[MUD-Dev] It's About Time Department (Mule Characters)

Koster Koster
Tue Jun 18 08:44:36 New Zealand Standard Time 2002


From: John A. Bertoglio

> The recently released RPG from Microsoft has an unusual solution
> to "mule" characters. They allow you to add a real mule to your
> party! This the first time I have seen this in a game.

UO had pack animals back in 1997. :) I'd be surprised if there
weren't text muds with the feature...?

Anyway, the way they worked was independent of the grouping system
(when UO launched, it didn't HAVE a grouping system), unlike Dungeon
Siege, the game you reference. They used the standard pet system;
just the pets happened to have a container you could fill up (though
not remove). I've noticed that many muds seem to term simple
charmies to be "pets," so here's a brief explanation of how they
worked in UO:

Every creature in the game has a difficulty rating, and you can use
your Taming Skill on the creature. Taming requires you to use the
skill on the creature, then remain near it for a while doing
repeated skill rolls, whilst your avatar automatically says things
like "Nice <critter name>. I've always wanted a <critter> like
you."--a source of great amusement to players, and something which
has become a minor catchphrase in MMOG circles.
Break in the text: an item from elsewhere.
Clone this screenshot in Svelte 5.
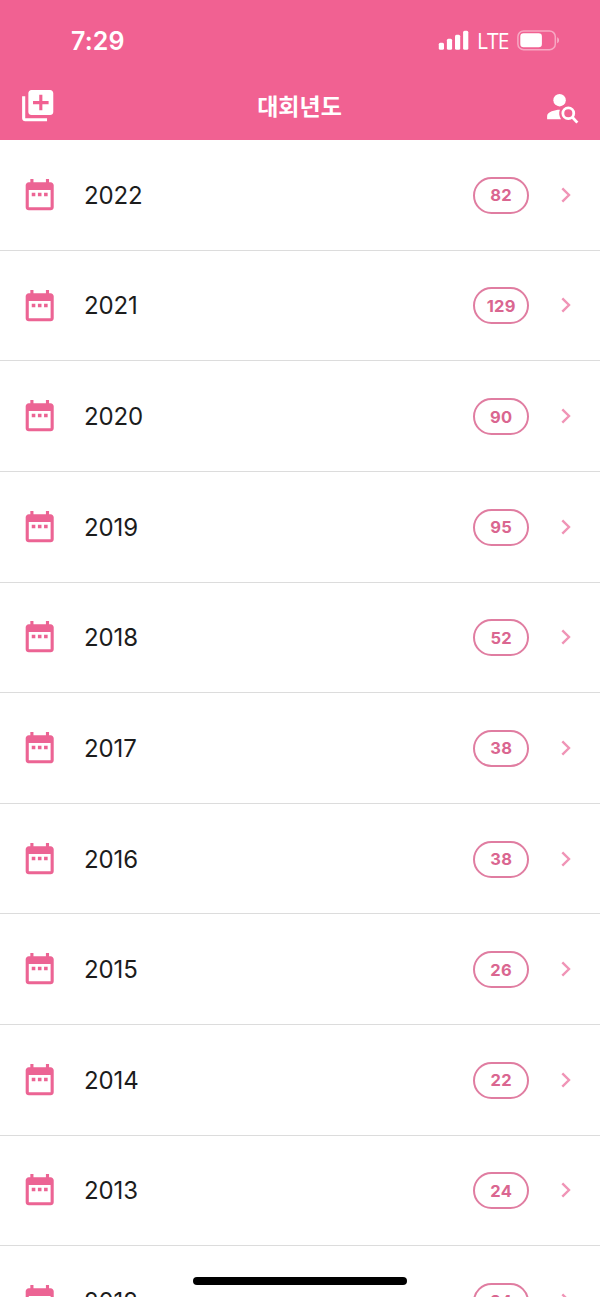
<script lang="ts">
  type YearEntry = { year: number; count: number };

  const entries: YearEntry[] = [
    { year: 2022, count: 82 },
    { year: 2021, count: 129 },
    { year: 2020, count: 90 },
    { year: 2019, count: 95 },
    { year: 2018, count: 52 },
    { year: 2017, count: 38 },
    { year: 2016, count: 38 },
    { year: 2015, count: 26 },
    { year: 2014, count: 22 },
    { year: 2013, count: 24 },
    { year: 2012, count: 24 }
  ];

  const bars = [7, 11, 15, 19];
</script>

<div class="screen">
  <header>
    <div class="status">
      <span class="time">7:29</span>
      <div class="indicators">
        <svg class="signal" viewBox="0 0 31 20">
          {#each bars as height, i}
            <rect x={i * 8.1 + 0.8} y={19.8 - height} width="5.2" {height} rx="1.5" />
          {/each}
        </svg>
        <span class="network">LTE</span>
        <svg class="battery" viewBox="0 0 43 21">
          <rect class="shell" x="0.9" y="0.9" width="37.4" height="18.8" rx="5.8" />
          <rect x="3.3" y="3.3" width="21.6" height="14" rx="3.2" />
          <path class="tip" d="M40.2 7.3c2.4.9 2.4 5.1 0 6z" />
        </svg>
      </div>
    </div>
    <nav>
      <button aria-label="add">
        <svg class="icon" viewBox="0 0 24 24">
          <path d="M4 6H2v14c0 1.1.9 2 2 2h14v-2H4V6zm16-4H8c-1.1 0-2 .9-2 2v12c0 1.1.9 2 2 2h12c1.1 0 2-.9 2-2V4c0-1.1-.9-2-2-2zm-1 9h-4v4h-2v-4H9V9h4V5h2v4h4v2z" />
        </svg>
      </button>
      <h1>대회년도</h1>
      <button aria-label="search">
        <svg class="icon person" viewBox="0 0 24 24">
          <circle cx="10" cy="7.8" r="4" />
          <path d="M10.2 14.01C7.62 13.91 2 15.27 2 18v2h8.9c-1.2-1.9-1.5-4-.7-5.99z" />
          <circle class="lens" cx="15.6" cy="16.2" r="3.5" />
          <path class="lens" d="M18.2 18.8l3.2 3.4" />
        </svg>
      </button>
    </nav>
  </header>

  <ul>
    {#each entries as { year, count }}
      <li>
        <svg class="icon" viewBox="0 0 24 24">
          <path d="M9.2 10.8H6.9v2.2h2.3v-2.2zm3.95 0h-2.3v2.2h2.3v-2.2zm3.95 0h-2.3v2.2h2.3v-2.2zM19 4h-1V2h-2v2H8V2H6v2H5c-1.11 0-1.99.9-1.99 2L3 20c0 1.1.89 2 2 2h14c1.1 0 2-.9 2-2V6c0-1.1-.9-2-2-2zm0 16H5V9h14v11z" />
        </svg>
        <span class="year">{year}</span>
        <span class="count">{count}</span>
        <svg class="chevron" viewBox="0 0 10 16">
          <path d="M1.3 1.3 8 8l-6.7 6.7" />
        </svg>
      </li>
    {/each}
  </ul>

  <div class="home-bar"></div>
</div>

<style>
  :global(body) {
    margin: 0;
    background: #fff;
  }

  .screen {
    position: relative;
    width: 600px;
    height: 1297px;
    overflow: hidden;
    background: #fff;
    font-family: Inter, "Noto Sans CJK KR", sans-serif;
  }

  header {
    height: 139.6px;
    background: #f16192;
    color: #fff;
  }

  .status {
    display: flex;
    justify-content: space-between;
    align-items: center;
    box-sizing: border-box;
    height: 81px;
    padding: 0 40px 0 71px;
  }

  .time {
    font-size: 25px;
    font-weight: 600;
    letter-spacing: 0.1px;
  }

  .indicators {
    display: flex;
    align-items: center;
  }

  .indicators svg,
  .icon {
    display: block;
    fill: currentColor;
  }

  .signal {
    width: 31px;
    height: 20px;
    margin-bottom: 1px;
  }

  .network {
    width: 31px;
    margin: 0 9px 0 8px;
    font-family: "Open Sans", sans-serif;
    font-size: 21px;
    font-weight: 500;
    letter-spacing: -0.9px;
  }

  .battery {
    width: 43px;
    height: 21px;
  }

  .battery .shell {
    fill: none;
    stroke: #fff;
    stroke-opacity: 0.45;
    stroke-width: 1.5;
  }

  .battery .tip {
    fill-opacity: 0.5;
  }

  nav {
    display: flex;
    justify-content: space-between;
    align-items: center;
    height: 50px;
    padding: 0 18.5px;
  }

  button {
    padding: 0;
    border: none;
    background: none;
    color: inherit;
  }

  h1 {
    margin: 0 1px 3px 0;
    font-family: "Noto Sans CJK KR", sans-serif;
    font-size: 23px;
    font-weight: 700;
    line-height: 30px;
  }

  .icon {
    flex: none;
    width: 37.4px;
    height: 37.4px;
  }

  .person {
    margin-top: 2px;
  }

  .lens {
    fill: none;
    stroke: currentColor;
    stroke-width: 1.8;
  }

  ul {
    margin: 0;
    padding: 0;
    list-style: none;
  }

  li {
    display: flex;
    align-items: center;
    box-sizing: border-box;
    height: 110.62px;
    padding: 1px 29px 0 21.4px;
    border-bottom: 1px solid #dcdcdc;
    color: #ec6494;
  }

  li:first-child {
    height: 111.1px;
    padding-top: 1.5px;
  }

  li .icon {
    margin-bottom: 1.5px;
  }

  .year {
    flex: 1;
    margin-left: 25.2px;
    color: #1c1c1c;
    font-size: 24px;
    letter-spacing: -0.1px;
  }

  .count {
    display: flex;
    justify-content: center;
    align-items: center;
    box-sizing: border-box;
    width: 55.6px;
    height: 37px;
    border: 2px solid #e07da1;
    border-radius: 18.5px;
    color: #da6690;
    font-size: 16.5px;
    font-weight: 700;
    letter-spacing: 0.3px;
  }

  .chevron {
    width: 10px;
    height: 16px;
    margin: 0 0 1px 32px;
    fill: none;
    stroke: #f094b6;
    stroke-width: 2.4;
  }

  .home-bar {
    position: absolute;
    left: 193px;
    bottom: 12.5px;
    width: 214px;
    height: 8px;
    border-radius: 4px;
    background: #000;
  }
</style>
Alternatively, you could walk up to an NPC hireling and give them
money to become your hireling. They used the exact same code as
pets.

Taming simply attached a "pet" script to the object. This script
provided an API to the commands for the pet, tracked loyalty and did
similar housekeeping, and disabled most AI.

Once tamed, a creature has a loyalty value. Every command you give
tests against the loyalty value with a simple random roll. Loyalty
decays slowly over time. Giving the creature appropriate food pushes
the loyalty to max instantly. Every successful command also
reinforces loyalty by a small amount. Many commands were weighted;
eg, the attack command assesses the target you told the pet to
attack, and the tougher the target is, the more likely the command
was to fail.

If loyalty reached zero, the pet would run away (detaching the pet
script and re-enabling the AI). However, its difficulty was set to
zero thereafter for any subsequent taming, in order to prevent
people from practicing the skill by repeatedly taming, releasing,
and re-taming a pet.

Pets advance in skills by usage of them, just like any player. So
keeping a pet for a while leads to a more powerful pet, though each
sort of creature has natural caps on its advancement. Most players,
however, found this to be invisible to them, so they treated pets as
disposable tanks. I'd strongly advise giving blatant "level up"
feedback to players when their pet advances.

Anything a pet did was considered to be the responsibility of the
owner of the pet, so if a pet murdered another player, the person
giving the command was considered responsible.

Among the pet commands you could give:

  - follow <target>. If the pet had multiple targets to follow, it
  would patrol between them until one of tem was too far away.

  - guard <target>. Attacks whoever attacks the guarded
  individual. You could also set them to guard objects, in which
  case they would warn off and then attack those who approached and
  then attempted to pick up an object.

  - a patrol. Turned on and off a patrol path among all guarded
  objects. In theory you could set a hireling to walk patrol around
  your castle, but I never saw anyone do that.

  - come. (self-explanatory)

  - friend <target). This made the friend effectively a co-owner of
  the pet; the pet would then obey that person's orders.

  - stop. Stopped following and patrol paths.

  - release. Let the pet go loose.

You were also able to rename the pet to anything you chose. Given
the terrible interface we had for all this (typing in "<pet name>
<command>"--if there was a target, it brought up a targeting
cursor), most pets were named "a" for the sake of rapid typing.

Pets did not log off with you, so they were often locked up in
houses (where if neglected, they might starve to death). Eventually,
we added stablemasters, who would keep a pet for you while you were
logged off, for a flat fee. This proved so popular that on the very
first day, every stablemaster in the game was full.

This form of persistent pets proved to be extremely popular,
attracting a lot of female players, and a lot of players period. It
was also a little too powerful. Dragons, for example, originally had
unpredictable AI on them, so taming them was extremely challenging,
and they were liable to fry people even when tamed. Later on, the
unpredictable AI was removed, and pretty much every tamer started
walking around with dragons all the time.

Another problem was that creatures were too clearly on a graduated
scale; there really wasn't much advantage to having anything other
than the most powerful pet you could get.